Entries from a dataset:

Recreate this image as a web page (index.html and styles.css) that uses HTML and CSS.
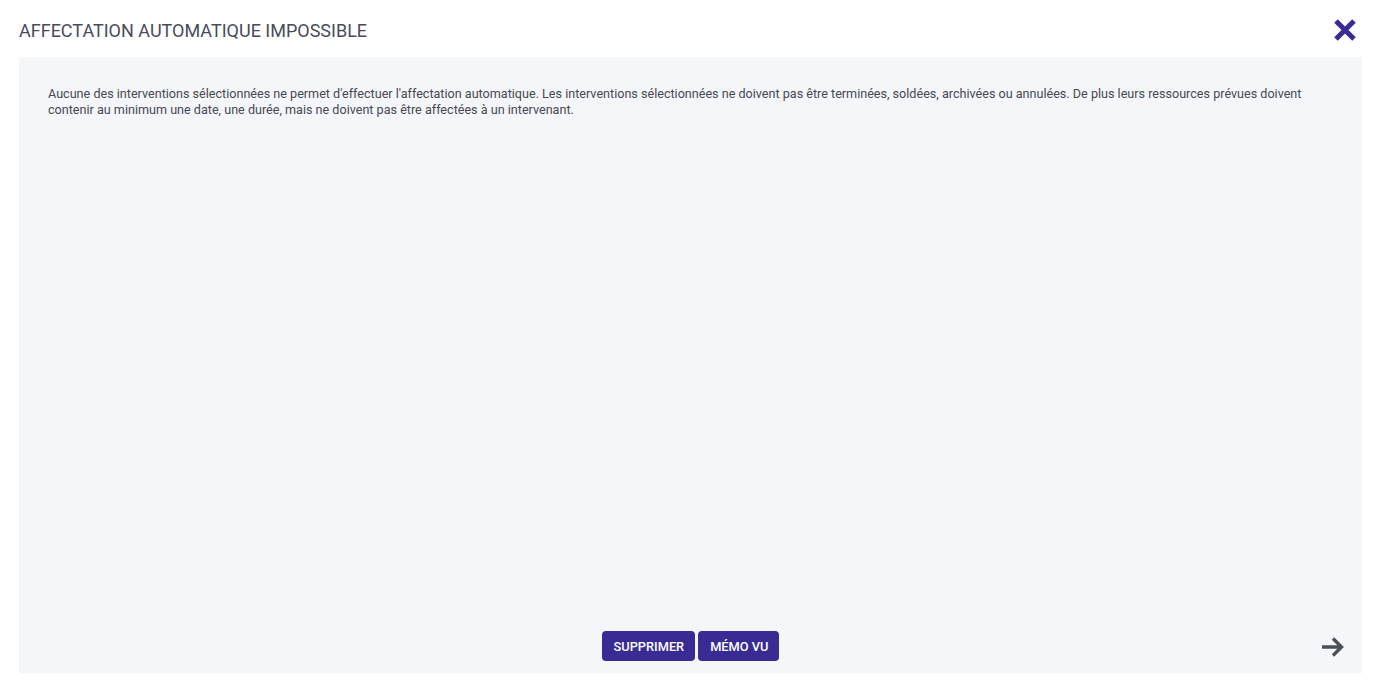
FILE: index.html
```html
<!DOCTYPE html>
<html>
<head>
    <title>Affectation automatique impossible</title>
    <link rel="stylesheet" href="styles.css">
</head>
<body>
    <div class="dialog">
        <div class="dialog-header">
            <h1 class="dialog-title">AFFECTATION AUTOMATIQUE IMPOSSIBLE</h1>
            <span class="close">
                <svg width="24" height="24" viewBox="0 0 24 24">
                    <path d="M3 3 L21 21 M21 3 L3 21" stroke="#382c94" stroke-width="5" stroke-linecap="butt"/>
                </svg>
            </span>
        </div>
        <div class="dialog-body">
            <p class="message">Aucune des interventions sélectionnées ne permet d'effectuer l'affectation automatique. Les interventions sélectionnées ne doivent pas être terminées, soldées, archivées ou annulées. De plus leurs ressources prévues doivent contenir au minimum une date, une durée, mais ne doivent pas être affectées à un intervenant.</p>
            <div class="dialog-footer">
                <div></div>
                <div class="actions">
                    <button class="btn">SUPPRIMER</button>
                    <button class="btn">MÉMO VU</button>
                </div>
                <span class="next">
                    <svg width="24" height="22" viewBox="0 0 24 22">
                        <path d="M1 11 H20 M12 2.5 L20.5 11 L12 19.5" fill="none" stroke="#4a5058" stroke-width="3.4"/>
                    </svg>
                </span>
            </div>
        </div>
    </div>
</body>
</html>
```

FILE: styles.css
```css
html, body {
  margin: 0;
  padding: 0;
  background: #ffffff;
  font-family: Roboto, "Liberation Sans", sans-serif;
}

.dialog {
  height: 696px;
  box-sizing: border-box;
  padding: 0 22px 23px 19px;
  display: flex;
  flex-direction: column;
}

.dialog-header {
  height: 57px;
  display: flex;
  align-items: center;
  justify-content: space-between;
}

.dialog-title {
  margin: 0;
  font-size: 18px;
  font-weight: 400;
  color: #4a4b5a;
  padding-top: 4px;
}

.close {
  display: flex;
  margin-right: 5px;
  margin-top: 2px;
  cursor: pointer;
}

.dialog-body {
  flex: 1;
  background: #f5f6fa;
  display: flex;
  flex-direction: column;
  padding: 29px 17px 12px 17px;
}

.message {
  margin: 0;
  padding: 0 12px;
  flex: 1;
  font-size: 12.6px;
  line-height: 16px;
  color: #464951;
}

.dialog-footer {
  display: grid;
  grid-template-columns: 1fr auto 1fr;
  align-items: center;
}

.actions {
  display: flex;
  gap: 3px;
}

.btn {
  height: 30px;
  padding: 0 11px 0 12px;
  background: #382c94;
  color: #ffffff;
  border: none;
  border-radius: 4px;
  font-family: Roboto, "Liberation Sans", sans-serif;
  font-size: 12.8px;
  font-weight: 500;
  cursor: pointer;
}

.next {
  justify-self: end;
  display: flex;
  margin-top: 2px;
}
```
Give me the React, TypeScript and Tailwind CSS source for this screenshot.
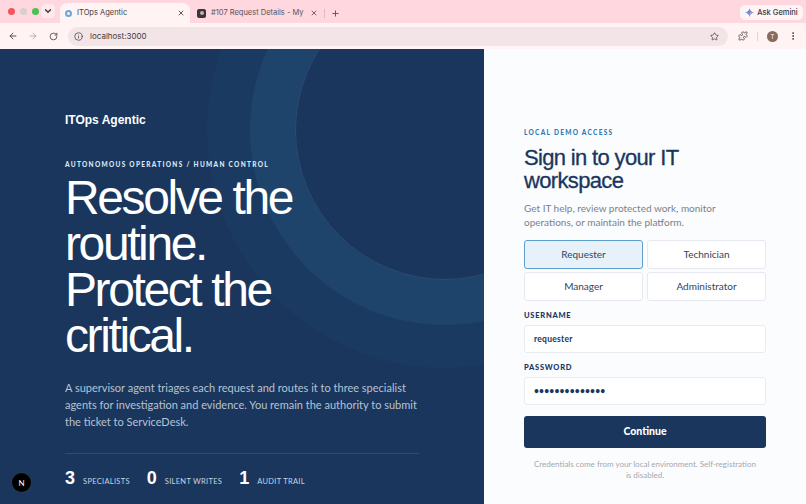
import React from "react";
import { ArrowLeft, ArrowRight, RotateCw, Info, Star, Puzzle, MoreVertical, ChevronDown, X, Plus } from "lucide-react";

const body = "font-['Lato','Noto_Sans',sans-serif]";

function Chrome() {
  return (
    <div className="h-[49px] shrink-0 bg-[#ffd7de] flex flex-col font-['Inter',sans-serif]">
      <div className="h-[23px] flex items-end relative">
        <div className="flex items-center gap-[5px] pl-[8px] w-[60px] h-full">
          <span className="w-[7px] h-[7px] rounded-full bg-[#f0565c]" />
          <span className="w-[7px] h-[7px] rounded-full bg-[#d9cfd2]" />
          <span className="w-[7px] h-[7px] rounded-full bg-[#4bbf55]" />
        </div>
        <div className="absolute left-[41px] top-[4px] w-[14px] h-[14px] rounded-[4px] bg-[#ffe9ec] flex items-center justify-center">
          <ChevronDown size={10} strokeWidth={3} className="text-[#3a3035]" />
        </div>
        <div className="h-[20px] w-[130px] ml-0 bg-[#fff3f4] rounded-t-[7px] flex items-center pl-[5px] pr-[5px] gap-[5px] text-[7.5px] text-[#3f3a3c]">
          <span className="w-[7px] h-[7px] rounded-full border-[2px] border-[#6aa7d8]" />
          <span className="flex-1">ITOps Agentic</span>
          <X size={8} strokeWidth={2.5} />
        </div>
        <div className="h-[20px] w-[134px] flex items-center pl-[7px] pr-[6px] gap-[5px] text-[7.5px] text-[#5b5356]">
          <span className="w-[9px] h-[9px] rounded-[2px] bg-[#39363a] flex items-center justify-center"><span className="w-[4px] h-[4px] rounded-full bg-[#b9b5b8]" /></span>
          <span className="flex-1 whitespace-nowrap overflow-hidden">#107 Request Details - My IT</span>
          <X size={8} strokeWidth={2.5} />
        </div>
        <div className="h-[20px] flex items-center gap-[6px] text-[#5b5356]">
          <span className="w-px h-[9px] bg-[#e9b6c0]" />
          <Plus size={9} strokeWidth={2.5} />
        </div>
        <div className="ml-auto mr-[3px] mb-[3px] h-[15px] w-[63px] bg-[#fff3f4] rounded-[5px] flex items-center justify-center gap-[3px] text-[7.5px] font-medium text-[#3b3639]">
          <svg width="9" height="9" viewBox="0 0 12 12">
            <path d="M6 0C6.5 3.5 8.5 5.5 12 6C8.5 6.5 6.5 8.5 6 12C5.5 8.5 3.5 6.5 0 6C3.5 5.5 5.5 3.5 6 0Z" fill="#5a8fe6" />
            <path d="M6 6L12 6C8.5 6.5 6.5 8.5 6 12Z" fill="#e98bb0" />
          </svg>
          Ask Gemini
        </div>
      </div>
      <div className="h-[26px] bg-[#fff3f4] flex items-center pl-[8px] pr-[8px] text-[#4a4346]">
        <ArrowLeft size={10} strokeWidth={2.2} />
        <ArrowRight size={10} strokeWidth={2.2} className="ml-[10px] text-[#b5acaf]" />
        <RotateCw size={9} strokeWidth={2.2} className="ml-[11px]" />
        <div className="ml-[10px] flex-1 h-[19px] rounded-full bg-[#f3e4e8] flex items-center pl-[6px] pr-[9px] text-[8px] mr-[10px]">
          <Info size={9} strokeWidth={2} />
          <span className="ml-[7px] text-[#403a3d]">localhost:3000</span>
          <Star size={9} strokeWidth={2} className="ml-auto" />
        </div>
        <Puzzle size={10} strokeWidth={2} />
        <span className="w-px h-[9px] bg-[#e3d3d7] ml-[9px]" />
        <span className="ml-[9px] w-[11px] h-[11px] rounded-full bg-[#8a6a5c] text-white text-[6px] flex items-center justify-center">T</span>
        <MoreVertical size={10} strokeWidth={2.4} className="ml-[10px]" />
      </div>
      <div className="h-0" />
    </div>
  );
}

function Stat({ n, label }: { n: string; label: string }) {
  return (
    <div className="flex items-baseline gap-[8px]">
      <span className="text-[18px] font-bold text-white font-['Liberation_Sans',sans-serif] leading-none">{n}</span>
      <span className="text-[7.5px] tracking-[0.04em] text-[#c8d4e2] uppercase">{label}</span>
    </div>
  );
}

function Role({ label, active }: { label: string; active?: boolean }) {
  return (
    <button
      className={
        active
          ? "h-[29px] rounded-[3px] border border-[#5f9fcd] bg-[#e7f1f9] text-[10px] text-[#31445f]"
          : "h-[29px] rounded-[3px] border border-[#e6e9ef] bg-white text-[10px] text-[#31445f]"
      }
    >
      {label}
    </button>
  );
}

export default function App() {
  return (
    <div className={`w-[806px] h-[504px] overflow-hidden flex flex-col ${body}`}>
      <Chrome />
      <div className="flex-1 flex min-h-0">
        <div className="w-[484px] shrink-0 bg-[#1a365d] relative overflow-hidden pl-[65px] pt-[64px]">
          <div className="absolute left-[295px] top-[-69px] w-[300px] h-[300px] rounded-full border border-[#2a4c76] shadow-[0_0_0_45px_rgba(40,90,130,0.32),0_0_0_88px_rgba(40,90,130,0.12)]" />
          <div className="relative">
            <div className="text-[12px] font-bold text-white font-['Liberation_Sans',sans-serif] leading-[15px]">ITOps Agentic</div>
            <div className="mt-[32px] text-[6.5px] font-black tracking-[0.2em] text-[#dbe6f2] leading-[10px] uppercase">Autonomous operations / human control</div>
            <h1 className="mt-[5px] text-[48px] leading-[46px] tracking-[-0.05em] font-normal text-white font-['Liberation_Sans',sans-serif]">
              Resolve the<br />routine.<br />Protect the<br />critical.
            </h1>
            <p className="mt-[20px] w-[354px] text-[11px] leading-[17px] text-[#b6c3d3]">
              A supervisor agent triages each request and routes it to three specialist agents for investigation and evidence. You remain the authority to submit the ticket to ServiceDesk.
            </p>
            <div className="mt-[23px] w-[354px] h-px bg-[#2d4d76]" />
            <div className="mt-[15px] flex gap-[17px]">
              <Stat n="3" label="Specialists" />
              <Stat n="0" label="Silent writes" />
              <Stat n="1" label="Audit trail" />
            </div>
          </div>
          <div className="absolute left-[12px] bottom-[12px] w-[19px] h-[19px] rounded-full bg-black text-white text-[8px] flex items-center justify-center shadow-[0_0_0_1px_#2a3a50]">N</div>
        </div>
        <div className="flex-1 bg-[#fbfcfe] pl-[40px] pr-[40px] pt-[80px]">
          <div className="text-[6.5px] font-black tracking-[0.2em] text-[#2b7bb9] leading-[8px] uppercase">Local demo access</div>
          <h2 className="mt-[9px] text-[22px] leading-[23px] tracking-[-0.03em] text-[#1a365d] font-normal font-['Liberation_Sans',sans-serif] [-webkit-text-stroke:0.3px_#1a365d]">Sign in to your IT workspace</h2>
          <p className="mt-[9px] text-[10px] leading-[14px] text-[#7b8189]">Get IT help, review protected work, monitor operations, or maintain the platform.</p>
          <div className="mt-[11px] grid grid-cols-2 gap-x-[4px] gap-y-[3px]">
            <Role label="Requester" active />
            <Role label="Technician" />
            <Role label="Manager" />
            <Role label="Administrator" />
          </div>
          <div className="mt-[10px] text-[7.5px] font-black tracking-[0.1em] text-[#1a365d] leading-[9px] uppercase">Username</div>
          <div className="mt-[5px] h-[28px] bg-white border border-[#e9ecf1] rounded-[3px] flex items-center pl-[9px] text-[8.5px] font-bold tracking-[0.03em] text-[#1a365d]">requester</div>
          <div className="mt-[10px] text-[7.5px] font-black tracking-[0.1em] text-[#1a365d] leading-[9px] uppercase">Password</div>
          <div className="mt-[5px] h-[28px] bg-white border border-[#e9ecf1] rounded-[3px] flex items-center pl-[9px] text-[8.5px] font-bold tracking-[0.02em] text-[#1a365d]">••••••••••••••</div>
          <button className="mt-[11px] w-full h-[32px] rounded-[3px] bg-[#1a365d] text-white text-[10.5px] font-black">Continue</button>
          <p className="mt-[11px] text-center text-[8px] leading-[11px] text-[#a3a8af] px-[10px]">Credentials come from your local environment. Self-registration is disabled.</p>
        </div>
      </div>
    </div>
  );
}
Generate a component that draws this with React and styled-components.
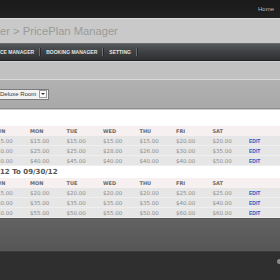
import React from "react";
import styled, { createGlobalStyle } from "styled-components";

const GlobalStyle = createGlobalStyle`
  html, body {
    margin: 0;
    padding: 0;
    background: #2e2e2e;
    overflow: hidden;
  }
`;

const Page = styled.div`
  width: 280px;
  height: 280px;
  display: flex;
  flex-direction: column;
  overflow: hidden;
  font-family: "Liberation Sans", Arial, sans-serif;
`;

const TopBar = styled.div`
  height: 18px;
  flex-shrink: 0;
  background: linear-gradient(#1a1a1a, #222);
  display: flex;
  align-items: center;
  justify-content: flex-end;
  padding-right: 6px;
`;

const HomeLink = styled.a`
  font-size: 6px;
  color: #c4c4c4;
  text-shadow: 0 0 1px #000;
`;

const TitleBand = styled.div`
  height: 24px;
  flex-shrink: 0;
  background: #c9c9c9;
  border-top: 1px solid #dcdcdc;
  display: flex;
  align-items: center;
`;

const Title = styled.h1`
  margin: 0;
  font-size: 11.2px;
  font-weight: normal;
  color: #9a9a9a;
  white-space: nowrap;
`;

const Nav = styled.div`
  height: 16px;
  flex-shrink: 0;
  background: linear-gradient(#55585b, #3a3c3e 60%, #2f3133);
  border-top: 1px solid #6a6d70;
  border-bottom: 1px solid #1f2021;
  display: flex;
  align-items: center;
`;

const NavItem = styled.span`
  font-size: 5px;
  font-weight: bold;
  color: #e2e2e2;
  white-space: nowrap;
  padding: 0 5px;
  &:first-child {
    padding-left: 0;
  }
`;

const NavSep = styled.span`
  width: 1px;
  height: 8px;
  background: #6b6e71;
  border-right: 1px solid #27292a;
`;

const FilterTop = styled.div`
  height: 17px;
  flex-shrink: 0;
  background: #c1c1c1;
  border-top: 1px solid #d2d2d2;
  border-bottom: 1px solid #d9d9d9;
`;

const FilterBar = styled.div`
  height: 28px;
  flex-shrink: 0;
  background: linear-gradient(#b1b1b1, #a9a9a9);
  border-bottom: 1px solid #8e8e8e;
  display: flex;
  align-items: center;
`;

const Select = styled.div`
  width: 49px;
  height: 11px;
  background: #f3f3f3;
  border: 1px solid #7c7c7c;
  border-left: none;
  display: flex;
  align-items: center;
  justify-content: space-between;
  padding-right: 1px;
  box-sizing: border-box;
  font-size: 6px;
  color: #333;
`;

const SelectArrow = styled.span`
  width: 8px;
  height: 8px;
  box-sizing: border-box;
  border: 1px solid #999;
  background: #fafafa;
  display: flex;
  align-items: center;
  justify-content: center;
  &::after {
    content: "";
    border-left: 2px solid transparent;
    border-right: 2px solid transparent;
    border-top: 2px solid #333;
  }
`;

const Content = styled.div`
  background: #fff;
  border-top: 1px solid #cfcfcf;
  padding-top: 16px;
  overflow: hidden;
  flex-shrink: 0;
`;

const Grid = styled.div`
  display: grid;
  grid-template-columns: repeat(7, 36.5px) 1fr;
  margin-left: -6.5px;
`;

const Cell = styled.div`
  height: 10px;
  display: flex;
  align-items: center;
  white-space: nowrap;
  font-family: ${(p) =>
    p.$edit ? '"Liberation Sans", Arial, sans-serif' : '"DejaVu Sans", Verdana, sans-serif'};
  font-size: ${(p) => (p.$head ? 5 : p.$edit ? 5 : 5.5)}px;
  font-weight: ${(p) => (p.$edit ? "bold" : p.$head ? 600 : "normal")};
  color: ${(p) => (p.$edit ? "#2a5bc4" : p.$head ? "#6a6a6a" : "#8c8c8c")};
  background: ${(p) => (p.$head ? "#f6f0f0" : "#e6e6e6")};
  box-shadow: ${(p) => (p.$head ? "none" : "inset 0 -1px 0 #efefef")};
`;

const DateHeading = styled.div`
  height: 12px;
  display: flex;
  align-items: center;
  font-family: "DejaVu Sans", Verdana, sans-serif;
  font-size: 7px;
  font-weight: bold;
  color: #555;
  white-space: nowrap;
`;

const FooterTop = styled.div`
  height: 32px;
  flex-shrink: 0;
  background: linear-gradient(#626262, #565656);
  border-top: 1px solid #555;
`;

const FooterBottom = styled.div`
  flex: 1;
  background: #2f2f2f;
  border-top: 1px solid #3a3a3a;
  display: flex;
  justify-content: flex-end;
  padding-top: 7px;
`;

const Dot = styled.span`
  width: 5px;
  height: 5px;
  border-radius: 50%;
  background: #8a8a8a;
  margin-right: -2px;
`;

const DAYS = ["SUN", "MON", "TUE", "WED", "THU", "FRI", "SAT"];

const SECTION_ONE = [
  ["$15.00", "$15.00", "$15.00", "$15.00", "$15.00", "$20.00", "$20.00"],
  ["$20.00", "$25.00", "$25.00", "$28.00", "$26.00", "$30.00", "$35.00"],
  ["$40.00", "$40.00", "$45.00", "$40.00", "$40.00", "$40.00", "$50.00"],
];

const SECTION_TWO = [
  ["$15.00", "$20.00", "$20.00", "$20.00", "$20.00", "$25.00", "$25.00"],
  ["$30.00", "$35.00", "$35.00", "$35.00", "$35.00", "$40.00", "$40.00"],
  ["$50.00", "$55.00", "$50.00", "$55.00", "$50.00", "$60.00", "$60.00"],
];

const PriceTable = ({ rows }) => (
  <Grid>
    {DAYS.map((d) => (
      <Cell key={d} $head>
        {d}
      </Cell>
    ))}
    <Cell $head />
    {rows.map((row, i) => (
      <React.Fragment key={i}>
        {row.map((v, j) => (
          <Cell key={j}>{v}</Cell>
        ))}
        <Cell $edit>EDIT</Cell>
      </React.Fragment>
    ))}
  </Grid>
);

export default function App() {
  return (
    <>
      <GlobalStyle />
      <Page>
        <TopBar>
          <HomeLink>Home</HomeLink>
        </TopBar>
        <TitleBand>
          <Title>er &gt; PricePlan Manager</Title>
        </TitleBand>
        <Nav>
          <NavItem>CE MANAGER</NavItem>
          <NavSep />
          <NavItem>BOOKING MANAGER</NavItem>
          <NavSep />
          <NavItem>SETTING</NavItem>
          <NavSep />
        </Nav>
        <FilterTop />
        <FilterBar>
          <Select>
            <span>Deluxe Room</span>
            <SelectArrow />
          </Select>
        </FilterBar>
        <Content>
          <PriceTable rows={SECTION_ONE} />
          <DateHeading>12 To 09/30/12</DateHeading>
          <PriceTable rows={SECTION_TWO} />
        </Content>
        <FooterTop />
        <FooterBottom>
          <Dot />
        </FooterBottom>
      </Page>
    </>
  );
}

TASK REQUIREMENTS:
From the data, list each line in which the string "styles" appears.

OUTPUT BELOW:
Recreate this image as a web page (index.html and styles.css) that uses HTML and CSS.
    <link rel="stylesheet" href="styles.css">
FILE: styles.css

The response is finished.